Steering development on the race track - Good start into the second half of the DTM
Mercedes-AMG Team Mücke Motorsport with Maximilian Buhk has made an ambitious start to the second half of the season. On the legendary 3,629-metre Grand Prix circuit at the Nürburgring with its 11 corners, the 29-year-old Hanseatic driver narrowly missed out on the long-awaited points classification on Saturday with 11th place in his steer-by-wire Mercedes-AMG GT3 #18 - which is equipped with the Space Drive electronic steering system from Schaeffler Paravan. On Sunday, he crossed the finish line in 14th place after an extremely close qualifying session.
For a long time on Saturday, it was not clear whether the race could start at all. A thick layer of fog lay over the Eifel circuit and ensured that the engines on the Eifel circuit were silent in the afternoon. Around 4:30 p.m., it cleared up and at 5:15 p.m., the race control gave the green light for the start of the first DTM race in the second half of the season, for which the spectators had to wait for hours. After the morning qualifying session had already been cancelled due to fog, the championship standings decided the starting order. For Maximilian Buhk, this meant starting position 23 in the field of 28 cars.
What followed after the opening lap was an impressive race to catch up. After only the fourth lap, the Space Drive driver was able to move up to 17th position in his Mercedes-AMG GT3 #18 and worked his way forward lap after lap with a strong pace. The team then decided to make a late pit stop at the end of lap 26. The plan worked. In the end, Buhk was in eleventh place, just four tenths away from scoring his first points of the season.
"The car was great, the Space Drive steering worked great and I managed some good manoeuvres: I noticed immediately after the start that the balance was right and that I could put pressure on," said Space Drive development driver Maximilian Buhk after the first race. "The strategy with the late stop also worked well. I could have done even better, but unfortunately I got caught up in a group of cars immediately after the stop. And when you then have cold tyres, it gets tricky."
We had very good pace all weekend and see that the performance is there, even with the current development status of the Space Drive steering.
On Sunday, the Eifel showed its sunny weather side, so that the 28 drivers could again fight for the best starting positions. Despite a strong qualifying session, the 1:26:230 - with a 0.286-second difference to pole - was only enough for 18th place on the grid in a historically tight starting field. In the race, Maximilian Buhk was stuck in midfield. After an early safety car phase and the resulting early pit stop on lap seven, he was unable to make up further places due to traffic in the so-called fast line, despite an optimum tire change. On the restart he lost further positions in turn 2, got stuck and was unable to bring his good pace onto the track. So after 39 laps he was only 14th.

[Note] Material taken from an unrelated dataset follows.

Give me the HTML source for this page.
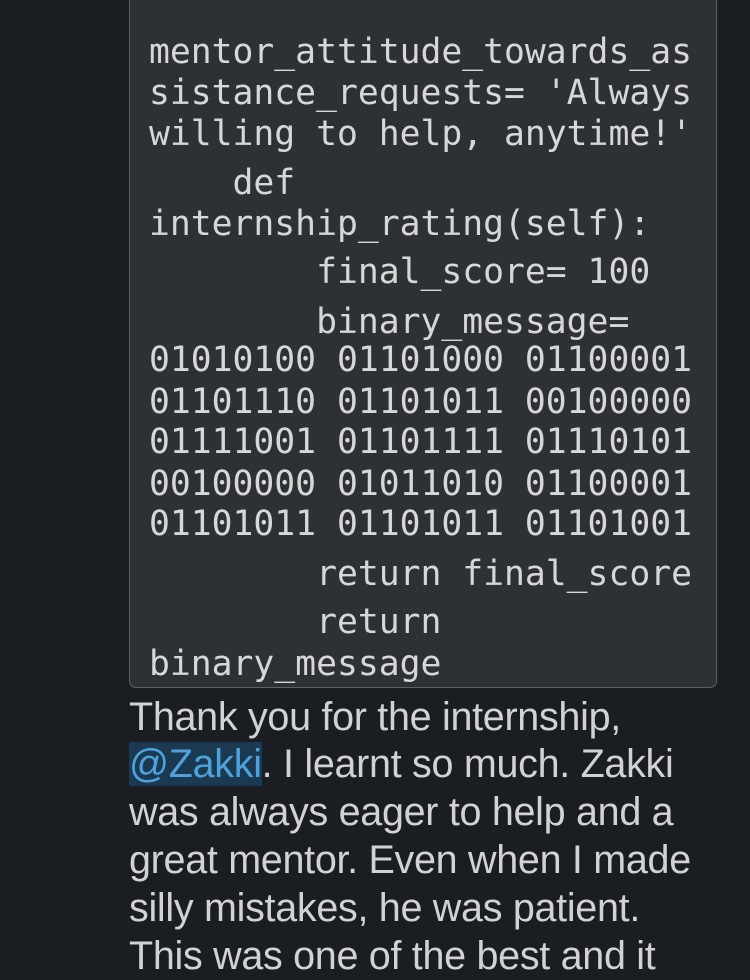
<!DOCTYPE html>
<html><head><meta charset="utf-8"><style>
html,body{margin:0;padding:0;}
body{width:750px;height:942px;background:#1a1d21;position:relative;overflow:hidden;}
.box{position:absolute;left:129px;top:-10px;width:588px;height:698px;background:#2e3134;border:1.5px solid #5e6164;border-radius:7px;box-sizing:border-box;}
.c{position:absolute;left:149px;font-family:"DejaVu Sans Mono","Liberation Mono",monospace;font-size:34.7px;line-height:40px;color:#d6d7d8;white-space:pre;}
.p{position:absolute;left:129px;font-family:"Liberation Sans",sans-serif;font-size:39.5px;line-height:48px;color:#d1d2d3;white-space:pre;letter-spacing:-0.3px;}
.m{background:#1b3a52;color:#4da2dc;}
</style></head><body>
<div class="box"></div>
<div class="c" style="top:32px">mentor_attitude_towards_as</div>
<div class="c" style="top:73px">sistance_requests= 'Always</div>
<div class="c" style="top:114px">willing to help, anytime!'</div>
<div class="c" style="top:163px">    def</div>
<div class="c" style="top:204px">internship_rating(self):</div>
<div class="c" style="top:252px">        final_score= 100</div>
<div class="c" style="top:302px">        binary_message=</div>
<div class="c" style="top:340px">01010100 01101000 01100001</div>
<div class="c" style="top:382px">01101110 01101011 00100000</div>
<div class="c" style="top:422px">01111001 01101111 01110101</div>
<div class="c" style="top:464px">00100000 01011010 01100001</div>
<div class="c" style="top:504px">01101011 01101011 01101001</div>
<div class="c" style="top:554px">        return final_score</div>
<div class="c" style="top:602px">        return</div>
<div class="c" style="top:644px">binary_message</div>
<div class="p" style="top:693px">Thank you for the internship,</div>
<div class="p" style="top:740px"><span class="m">@Zakki</span>. I learnt so much. Zakki</div>
<div class="p" style="top:788px">was always eager to help and a</div>
<div class="p" style="top:836px">great mentor. Even when I made</div>
<div class="p" style="top:884px">silly mistakes, he was patient.</div>
<div class="p" style="top:932px">This was one of the best and it</div>
</body></html>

"I am satisfied, even if I would have liked a slightly better race result" says Peter Mücke, Team Principal of Mercedes-AMG Team Mücke Motorsport after the race weekend. "Due to the safety car phase, it was difficult. We were at the end of the pit lane and didn't get out. That cost us a few places. But we had very good pace all weekend and see that the performance is there, even with the current development status of the Space Drive steering."
Impressions from the race track
At the next race, the Space Drive bolide with start number 18 will compete for the first time on the traditional Belgian circuit of Spa-Francorchamps. This will be the first race for a Space Drive development vehicle from Schaeffler Paravan Technologie GmbH & Co.KG that does not require any mechanical connection at all between the steering unit and the steering gear, and it is a very special circuit: With a difference in altitude of around 100 meters over the course of the track and the numerous bends where high centrifugal forces occur, the approximately seven-kilometer-long circuit is rightly also called the "Ardennes roller coaster". The Space Drive engineers and Mercedes-AMG Team Mücke Motorsport are hoping that the “Eau Rouge” bend in particular, which is negotiated at almost full speed and where extreme forces act on the vehicle, will provide important insights for the further development of the system.
"We've never driven Eau Rouge before. It's something very special and certainly a challenge for the driver, the car and, of course, the Space Drive steering system. We used the time over the summer to realize further development steps," says Axel Randolph, Head of Race at Schaeffler Paravan Technologie GmbH & Co. KG. "The corner is driven almost at full speed. Due to the dip and the associated compression, there are very high forces on the steering. This will be very challenging. We expect to gain very useful insights for further development, especially in terms of safety and load capacity." Peter Mücke is also looking forward to the challenge: "Spa is one of the most beautiful race tracks, with the highest stresses for the car and the steering. Everything has to fit in the Eau Rouge. It will be very interesting and we will learn a lot."
In just under two weeks, on September 10 and 11, rounds eleven and twelve of the 2022 DTM will take place at Spa-Francorchamps in Belgium. Then it's on to Spielberg, Austria, at the Red Bull Ring on September 24 and 26, and the season finale at Hockenheim on October 8 and 9.